A vitória do dois-com rubro-negro foi categórica.

- O Vasco saiu na frente e parecia que a prova de dois mil teria apenas 500 metros. Nos 600m, nós encostamos e os ultrapassamos, terminando com diferença muito grande. Uma vitória incontestável - disse o timoneiro.

O técnico e os integrantes do barco fazem questão de destacar o trabalho de Carlos Maria, o Peru, ex-timoneiro e com grande experiência.

- Dizem que quando as coisas estavam difíceis, o Buck telefonava para o Peru. Ele aparecia e ajudava a decidir. Desta vez, inexplicavelmente, ele me telefonou e pediu para ajudar. Ele ajudou e muito. Atuou como patrão e treinou o barco para valer. Com peso muito acima do de um timoneiro (50kg), já que pesa 75kg, quando deu o lugar para o Maurício, o barco decolou - diz Marcão.

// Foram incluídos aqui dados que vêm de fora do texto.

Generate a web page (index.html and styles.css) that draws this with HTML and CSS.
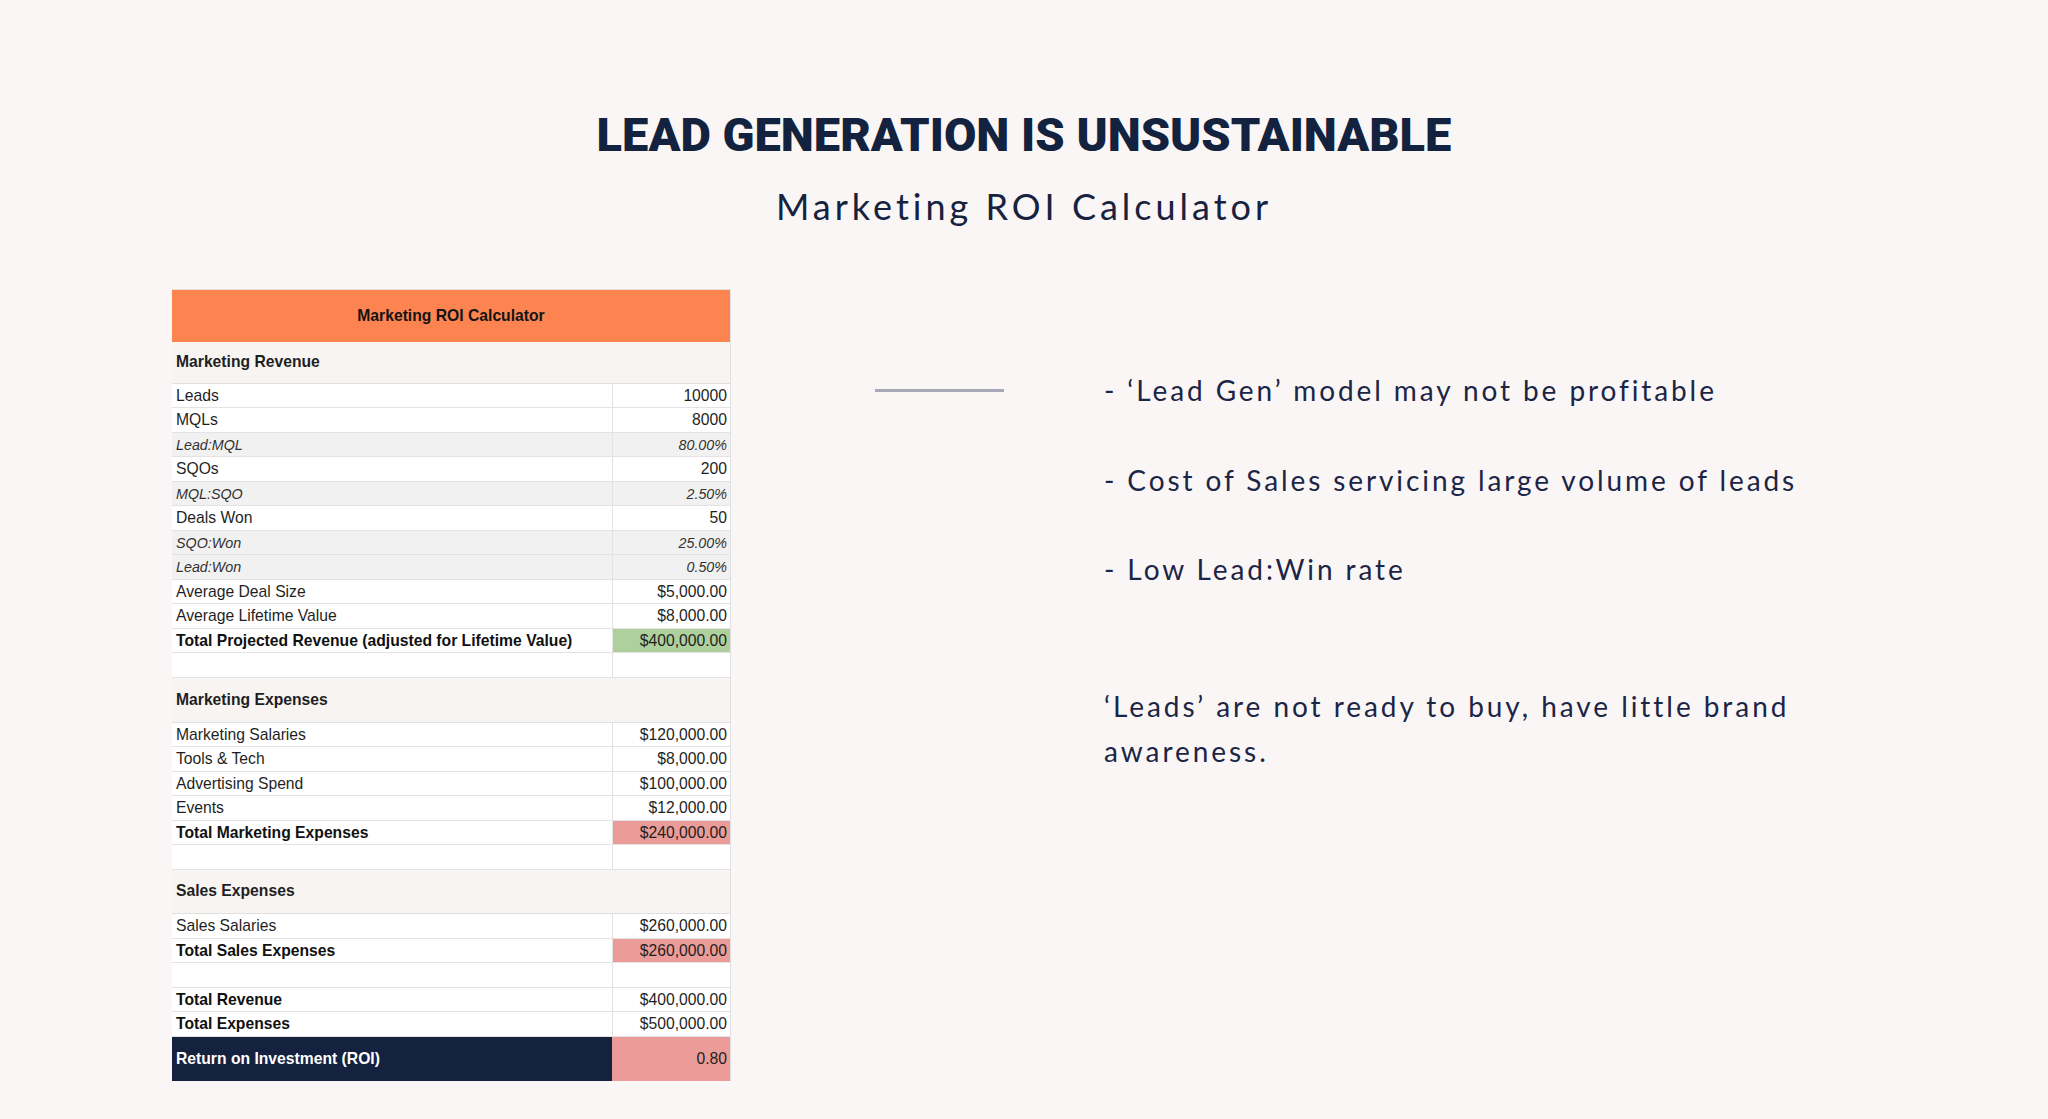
FILE: index.html
```html
<!DOCTYPE html>
<html lang="en">
<head>
<meta charset="utf-8">
<title>Lead Generation is Unsustainable</title>
<link rel="stylesheet" href="styles.css">
</head>
<body>
<header class="hero">
  <h1 class="hero-title">LEAD GENERATION IS UNSUSTAINABLE</h1>
  <p class="hero-subtitle">Marketing ROI Calculator</p>
</header>
<main class="content">
  <section class="sheet">
    <div class="sheet-head">Marketing ROI Calculator</div>
    <div class="sheet-section sheet-section--first">Marketing Revenue</div>
    <div class="row"><span class="label">Leads</span><span class="value">10000</span></div>
    <div class="row"><span class="label">MQLs</span><span class="value">8000</span></div>
    <div class="row row--ratio"><span class="label">Lead:MQL</span><span class="value">80.00%</span></div>
    <div class="row"><span class="label">SQOs</span><span class="value">200</span></div>
    <div class="row row--ratio"><span class="label">MQL:SQO</span><span class="value">2.50%</span></div>
    <div class="row"><span class="label">Deals Won</span><span class="value">50</span></div>
    <div class="row row--ratio"><span class="label">SQO:Won</span><span class="value">25.00%</span></div>
    <div class="row row--ratio"><span class="label">Lead:Won</span><span class="value">0.50%</span></div>
    <div class="row"><span class="label">Average Deal Size</span><span class="value">$5,000.00</span></div>
    <div class="row"><span class="label">Average Lifetime Value</span><span class="value">$8,000.00</span></div>
    <div class="row row--total"><span class="label">Total Projected Revenue (adjusted for Lifetime Value)</span><span class="value value--green">$400,000.00</span></div>
    <div class="row"><span class="label"></span><span class="value"></span></div>

    <div class="sheet-section">Marketing Expenses</div>
    <div class="row"><span class="label">Marketing Salaries</span><span class="value">$120,000.00</span></div>
    <div class="row"><span class="label">Tools &amp; Tech</span><span class="value">$8,000.00</span></div>
    <div class="row"><span class="label">Advertising Spend</span><span class="value">$100,000.00</span></div>
    <div class="row"><span class="label">Events</span><span class="value">$12,000.00</span></div>
    <div class="row row--total"><span class="label">Total Marketing Expenses</span><span class="value value--red">$240,000.00</span></div>
    <div class="row"><span class="label"></span><span class="value"></span></div>

    <div class="sheet-section sheet-section--short">Sales Expenses</div>
    <div class="row"><span class="label">Sales Salaries</span><span class="value">$260,000.00</span></div>
    <div class="row row--total"><span class="label">Total Sales Expenses</span><span class="value value--red">$260,000.00</span></div>
    <div class="row"><span class="label"></span><span class="value"></span></div>
    <div class="row row--total"><span class="label">Total Revenue</span><span class="value">$400,000.00</span></div>
    <div class="row row--total"><span class="label">Total Expenses</span><span class="value">$500,000.00</span></div>
    <div class="row row--roi"><span class="label">Return on Investment (ROI)</span><span class="value value--red">0.80</span></div>
  </section>

  <section class="notes">
    <div class="note-list">
      <div class="note note--lead"><span class="note-rule"></span><span class="note-text">- ‘Lead Gen’ model may not be profitable</span></div>
      <div class="note"><span class="note-text">- Cost of Sales servicing large volume of leads</span></div>
      <div class="note"><span class="note-text">- Low Lead:Win rate</span></div>
    </div>
    <p class="note-para">‘Leads’ are not ready to buy, have little brand awareness.</p>
  </section>
</main>
</body>
</html>
```

FILE: styles.css
```css
html, body {
  margin: 0;
  padding: 0;
}

body {
  background: #f9f6f5;
  min-height: 100vh;
  color: #1c2546;
  font-family: "Lato", "Open Sans", sans-serif;
}

.hero {
  padding-top: 107px;
  text-align: center;
}

.hero-title {
  margin: 0;
  font-family: "Roboto", "Liberation Sans", sans-serif;
  font-weight: 900;
  font-size: 47px;
  line-height: 56px;
  color: #13233f;
  letter-spacing: 0;
}

.hero-subtitle {
  margin: 22px 0 0;
  font-family: "Lato", "Open Sans", sans-serif;
  font-weight: 400;
  font-size: 36px;
  line-height: 42px;
  letter-spacing: 4px;
  color: #16223f;
}

.content {
  display: flex;
  align-items: flex-start;
  margin-top: 62px;
  padding-left: 172px;
}

/* Spreadsheet */
.sheet {
  width: 559px;
  flex: none;
  font-family: "Liberation Sans", Arial, sans-serif;
  font-size: 15.7px;
  color: #1f1f1f;
  border-right: 1px solid #e2e0df;
  box-sizing: border-box;
}

.sheet-head {
  height: 53px;
  display: flex;
  align-items: center;
  justify-content: center;
  background: #fd8450;
  border-top: 1px solid #e6e0dc;
  box-sizing: border-box;
  font-weight: 700;
  color: #141414;
}

.sheet-section {
  height: 45px;
  display: flex;
  align-items: center;
  padding-left: 4px;
  background: #f7f4f2;
  border-bottom: 1px solid #e2e0df;
  box-sizing: border-box;
  font-weight: 700;
}

.sheet-section--first {
  height: 41.5px;
}

.sheet-section--short {
  height: 44.5px;
}

.row {
  display: grid;
  grid-template-columns: 440px 1fr;
  height: 24.5px;
  background: #ffffff;
  border-bottom: 1px solid #e4e2e2;
  box-sizing: border-box;
}

.label,
.value {
  display: flex;
  align-items: center;
  white-space: nowrap;
  overflow: hidden;
  padding-top: 1px;
}

.label {
  padding-left: 4px;
}

.value {
  justify-content: flex-end;
  padding-right: 3px;
  border-left: 1px solid #e4e2e2;
}

.row--ratio {
  background: #f2f1f2;
  font-style: italic;
  font-size: 14.3px;
  color: #333333;
}

.row--total .label {
  font-weight: 700;
  color: #111111;
}

.value--green {
  background: #aed09d;
}

.value--red {
  background: #eb9c98;
}

.row--roi {
  height: 44.5px;
  border-bottom: none;
}

.row--roi .label {
  background: #14223f;
  color: #ffffff;
  font-weight: 700;
}

.row--roi .value {
  border-left: none;
}

/* Notes column */
.notes {
  margin-left: 144px;
  padding-top: 79px;
  font-family: "Lato", "Open Sans", sans-serif;
  color: #1c2546;
}

.note-list {
  display: flex;
  flex-direction: column;
  gap: 44.7px;
}

.note {
  display: flex;
  align-items: center;
  padding-left: 229px;
  font-size: 28px;
  line-height: 45px;
  letter-spacing: 2.9px;
  white-space: nowrap;
}

.note--lead {
  padding-left: 0;
}

.note-rule {
  width: 129px;
  height: 3px;
  margin-right: 100px;
  background: #a7a8b7;
  flex: none;
}

.note-para {
  margin: 92px 0 0 229px;
  max-width: 740px;
  font-size: 28px;
  line-height: 45px;
  letter-spacing: 2.95px;
}
```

Uma das coisas mais marcantes desta conquista é a lembrança do técnico Guilherme do Eirado Silva, o Buck, cuja estátua existente na rampa dos barcos e à beira da Lagoa Rodrigo de Freitas é reverenciada até hoje por todos os remadores.

- O Buck deve estar feliz. Rindo à toa. Esta foi para você, Buck! - afirmou Marcão.